[START Collected material]

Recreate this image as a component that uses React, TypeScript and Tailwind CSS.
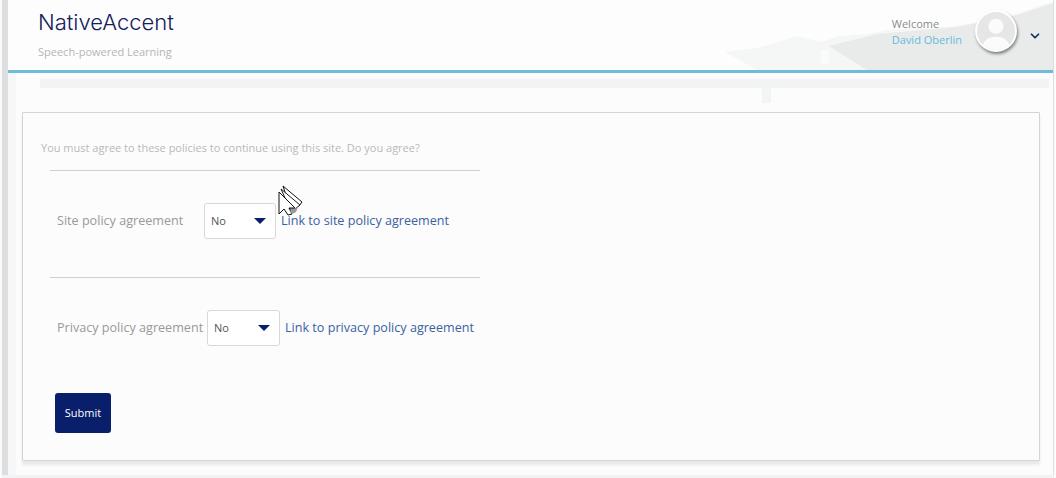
import React from 'react';
import { ChevronDown } from 'lucide-react';

const bodyFont = "font-['Open_Sans','Noto_Sans',sans-serif]";

// leftover gif smear behind the user area
const HeaderSmear = () => (
  <svg className="absolute right-0 top-0 h-[70px] w-[336px]" viewBox="0 0 336 70">
    <path d="M8 52 L40 48 L62 42 L80 36 L104 42 L122 36 L150 34 L170 30 L240 26 L270 20 L300 14 L328 4 L336 2 L336 70 L40 70 Z" fill="#f5f6f6" />
    <path d="M112 46 L160 34 L240 27 L300 15 L336 3 L336 70 L150 70 Z" fill="#e9eaea" />
    <rect x="104" y="50" width="8" height="14" fill="#fbfbfc" />
  </svg>
);

const Avatar = () => (
  <div className="h-[42px] w-[42px] overflow-hidden rounded-full border-2 border-white bg-[#e6e6e6] shadow-[1px_2px_3px_rgba(0,0,0,0.45)]">
    <svg viewBox="0 0 40 40" className="h-full w-full">
      <circle cx="20" cy="15" r="8" fill="#fbfbfb" />
      <path d="M5 40 C6 28 14 26 20 26 C26 26 34 28 35 40 Z" fill="#fbfbfb" />
    </svg>
  </div>
);

const Cursor = () => (
  <svg className="absolute left-[276px] top-[185px]" width="26" height="33" viewBox="0 0 26 33">
    <path d="M5 1 L24 17 L21 21 L12 22 Z" fill="#fff" stroke="#111" strokeWidth="1" />
    <path d="M3 4 L22 20 L17 24 L12 24 Z" fill="#fff" stroke="#222" strokeWidth="1" />
    <path d="M1 7 L1 29 L6 24 L10 30 L14 29 L11 23 L17 23 Z" fill="#fff" stroke="#111" strokeWidth="1" />
    <path d="M12 26 L20 22 L18 27 L14 29 Z" fill="#999" />
  </svg>
);

const PolicySelect = ({ width }: { width: string }) => (
  <div className={`${width} flex h-[36px] shrink-0 items-center justify-between rounded-[3px] border border-[#d8d8d8] bg-white pl-[6px] pr-[9px] text-[11px] text-[#555]`}>
    <span>No</span>
    <span className="h-0 w-0 border-x-[6px] border-t-[6px] border-x-transparent border-t-[#0a1f6b]" />
  </div>
);

const PolicyRow = ({ label, link, labelWidth, selectWidth }: { label: string; link: string; labelWidth: string; selectWidth: string }) => (
  <div className="flex items-center pl-[7px]">
    <span className={`${labelWidth} shrink-0 whitespace-nowrap text-[12.6px] text-[#999]`}>{label}</span>
    <PolicySelect width={selectWidth} />
    <a className="ml-[5px] whitespace-nowrap text-[12.6px] text-[#3a629f]">{link}</a>
  </div>
);

export default function App() {
  return (
    <div className={`relative h-[478px] w-[1056px] overflow-hidden border-x-2 border-[#fbfbfb] bg-[#fcfcfd] ${bodyFont}`}>
      <div className="h-full border-l-[6px] border-r-[1px] border-[#dedede]">
        <header className="relative flex h-[73px] items-start justify-between border-b-[3px] border-[#6fbbdc] bg-[#fdfdfd]">
          <HeaderSmear />
          <div className="relative pl-[30px]">
            <div className="mt-[8px] font-['Inter',sans-serif] text-[22px] font-light leading-[28px] text-[#14205c]">NativeAccent</div>
            <div className="mt-[8px] text-[11px] leading-[16px] text-[#b5b5b5]">Speech-powered Learning</div>
          </div>
          <div className="relative mr-[11px] mt-[10px] flex items-start">
            <div className="mt-[6px] text-[11px] leading-[16px]">
              <div className="text-[#8b8b8b]">Welcome</div>
              <div className="text-[#66bcdc]">David Oberlin</div>
            </div>
            <div className="ml-[13px]"><Avatar /></div>
            <ChevronDown className="ml-[11px] mt-[19px] h-[14px] w-[14px] text-[#14305c]" strokeWidth={3} />
          </div>
        </header>

        <div className="ml-[32px] mr-[4px] mt-[6px] h-[9px] bg-[#f1f3f4]" />
        <div className="absolute left-[760px] top-[88px] h-[15px] w-[9px] bg-[#f3f5f5]" />
        <div className="absolute bottom-0 left-[6px] top-[73px] w-[8px] bg-[#f5f7f9]" />

        <main className="relative mx-[14px] mt-[24px] h-[349px] w-[1018px] rounded-[1px] border border-[#d4d4d4] bg-[#fcfcfd] pl-[18px] pt-[27px] shadow-[0_4px_3px_rgba(0,0,0,0.08)]">
          <p className="text-[11px] leading-[16px] text-[#b9b9b9]">You must agree to these policies to continue using this site. Do you agree?</p>
          <div className="ml-[9px] w-[430px]">
            <div className="mt-[14px] border-t border-[#cfcfcf]" />
            <div className="mt-[32px]">
              <PolicyRow label="Site policy agreement" link="Link to site policy agreement" labelWidth="w-[147px]" selectWidth="w-[72px]" />
            </div>
            <div className="mt-[38px] border-t border-[#cfcfcf]" />
            <div className="mt-[32px]">
              <PolicyRow label="Privacy policy agreement" link="Link to privacy policy agreement" labelWidth="w-[150px]" selectWidth="w-[73px]" />
            </div>
          </div>
          <button className="ml-[14px] mt-[47px] h-[40px] w-[56px] rounded-[3px] bg-[#0a1f6b] text-[11px] font-medium text-white">Submit</button>
        </main>
        <div className="absolute inset-x-0 bottom-0 h-[3px] bg-[#f1f3f5]" />
      </div>
      <Cursor />
    </div>
  );
}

[END Collected material]

§ **Directive**
Transcribe the preceding listing in its entirety and with exact wording, leaving out pictures.

§ **Solved problem**
Recreate this image as a component that uses React, TypeScript and Tailwind CSS.
import React from 'react';
import { ChevronDown } from 'lucide-react';

const bodyFont = "font-['Open_Sans','Noto_Sans',sans-serif]";

// leftover gif smear behind the user area
const HeaderSmear = () => (
  <svg className="absolute right-0 top-0 h-[70px] w-[336px]" viewBox="0 0 336 70">
    <path d="M8 52 L40 48 L62 42 L80 36 L104 42 L122 36 L150 34 L170 30 L240 26 L270 20 L300 14 L328 4 L336 2 L336 70 L40 70 Z" fill="#f5f6f6" />
    <path d="M112 46 L160 34 L240 27 L300 15 L336 3 L336 70 L150 70 Z" fill="#e9eaea" />
    <rect x="104" y="50" width="8" height="14" fill="#fbfbfc" />
  </svg>
);

const Avatar = () => (
  <div className="h-[42px] w-[42px] overflow-hidden rounded-full border-2 border-white bg-[#e6e6e6] shadow-[1px_2px_3px_rgba(0,0,0,0.45)]">
    <svg viewBox="0 0 40 40" className="h-full w-full">
      <circle cx="20" cy="15" r="8" fill="#fbfbfb" />
      <path d="M5 40 C6 28 14 26 20 26 C26 26 34 28 35 40 Z" fill="#fbfbfb" />
    </svg>
  </div>
);

const Cursor = () => (
  <svg className="absolute left-[276px] top-[185px]" width="26" height="33" viewBox="0 0 26 33">
    <path d="M5 1 L24 17 L21 21 L12 22 Z" fill="#fff" stroke="#111" strokeWidth="1" />
    <path d="M3 4 L22 20 L17 24 L12 24 Z" fill="#fff" stroke="#222" strokeWidth="1" />
    <path d="M1 7 L1 29 L6 24 L10 30 L14 29 L11 23 L17 23 Z" fill="#fff" stroke="#111" strokeWidth="1" />
    <path d="M12 26 L20 22 L18 27 L14 29 Z" fill="#999" />
  </svg>
);

const PolicySelect = ({ width }: { width: string }) => (
  <div className={`${width} flex h-[36px] shrink-0 items-center justify-between rounded-[3px] border border-[#d8d8d8] bg-white pl-[6px] pr-[9px] text-[11px] text-[#555]`}>
    <span>No</span>
    <span className="h-0 w-0 border-x-[6px] border-t-[6px] border-x-transparent border-t-[#0a1f6b]" />
  </div>
);

const PolicyRow = ({ label, link, labelWidth, selectWidth }: { label: string; link: string; labelWidth: string; selectWidth: string }) => (
  <div className="flex items-center pl-[7px]">
    <span className={`${labelWidth} shrink-0 whitespace-nowrap text-[12.6px] text-[#999]`}>{label}</span>
    <PolicySelect width={selectWidth} />
    <a className="ml-[5px] whitespace-nowrap text-[12.6px] text-[#3a629f]">{link}</a>
  </div>
);

export default function App() {
  return (
    <div className={`relative h-[478px] w-[1056px] overflow-hidden border-x-2 border-[#fbfbfb] bg-[#fcfcfd] ${bodyFont}`}>
      <div className="h-full border-l-[6px] border-r-[1px] border-[#dedede]">
        <header className="relative flex h-[73px] items-start justify-between border-b-[3px] border-[#6fbbdc] bg-[#fdfdfd]">
          <HeaderSmear />
          <div className="relative pl-[30px]">
            <div className="mt-[8px] font-['Inter',sans-serif] text-[22px] font-light leading-[28px] text-[#14205c]">NativeAccent</div>
            <div className="mt-[8px] text-[11px] leading-[16px] text-[#b5b5b5]">Speech-powered Learning</div>
          </div>
          <div className="relative mr-[11px] mt-[10px] flex items-start">
            <div className="mt-[6px] text-[11px] leading-[16px]">
              <div className="text-[#8b8b8b]">Welcome</div>
              <div className="text-[#66bcdc]">David Oberlin</div>
            </div>
            <div className="ml-[13px]"><Avatar /></div>
            <ChevronDown className="ml-[11px] mt-[19px] h-[14px] w-[14px] text-[#14305c]" strokeWidth={3} />
          </div>
        </header>

        <div className="ml-[32px] mr-[4px] mt-[6px] h-[9px] bg-[#f1f3f4]" />
        <div className="absolute left-[760px] top-[88px] h-[15px] w-[9px] bg-[#f3f5f5]" />
        <div className="absolute bottom-0 left-[6px] top-[73px] w-[8px] bg-[#f5f7f9]" />

        <main className="relative mx-[14px] mt-[24px] h-[349px] w-[1018px] rounded-[1px] border border-[#d4d4d4] bg-[#fcfcfd] pl-[18px] pt-[27px] shadow-[0_4px_3px_rgba(0,0,0,0.08)]">
          <p className="text-[11px] leading-[16px] text-[#b9b9b9]">You must agree to these policies to continue using this site. Do you agree?</p>
          <div className="ml-[9px] w-[430px]">
            <div className="mt-[14px] border-t border-[#cfcfcf]" />
            <div className="mt-[32px]">
              <PolicyRow label="Site policy agreement" link="Link to site policy agreement" labelWidth="w-[147px]" selectWidth="w-[72px]" />
            </div>
            <div className="mt-[38px] border-t border-[#cfcfcf]" />
            <div className="mt-[32px]">
              <PolicyRow label="Privacy policy agreement" link="Link to privacy policy agreement" labelWidth="w-[150px]" selectWidth="w-[73px]" />
            </div>
          </div>
          <button className="ml-[14px] mt-[47px] h-[40px] w-[56px] rounded-[3px] bg-[#0a1f6b] text-[11px] font-medium text-white">Submit</button>
        </main>
        <div className="absolute inset-x-0 bottom-0 h-[3px] bg-[#f1f3f5]" />
      </div>
      <Cursor />
    </div>
  );
}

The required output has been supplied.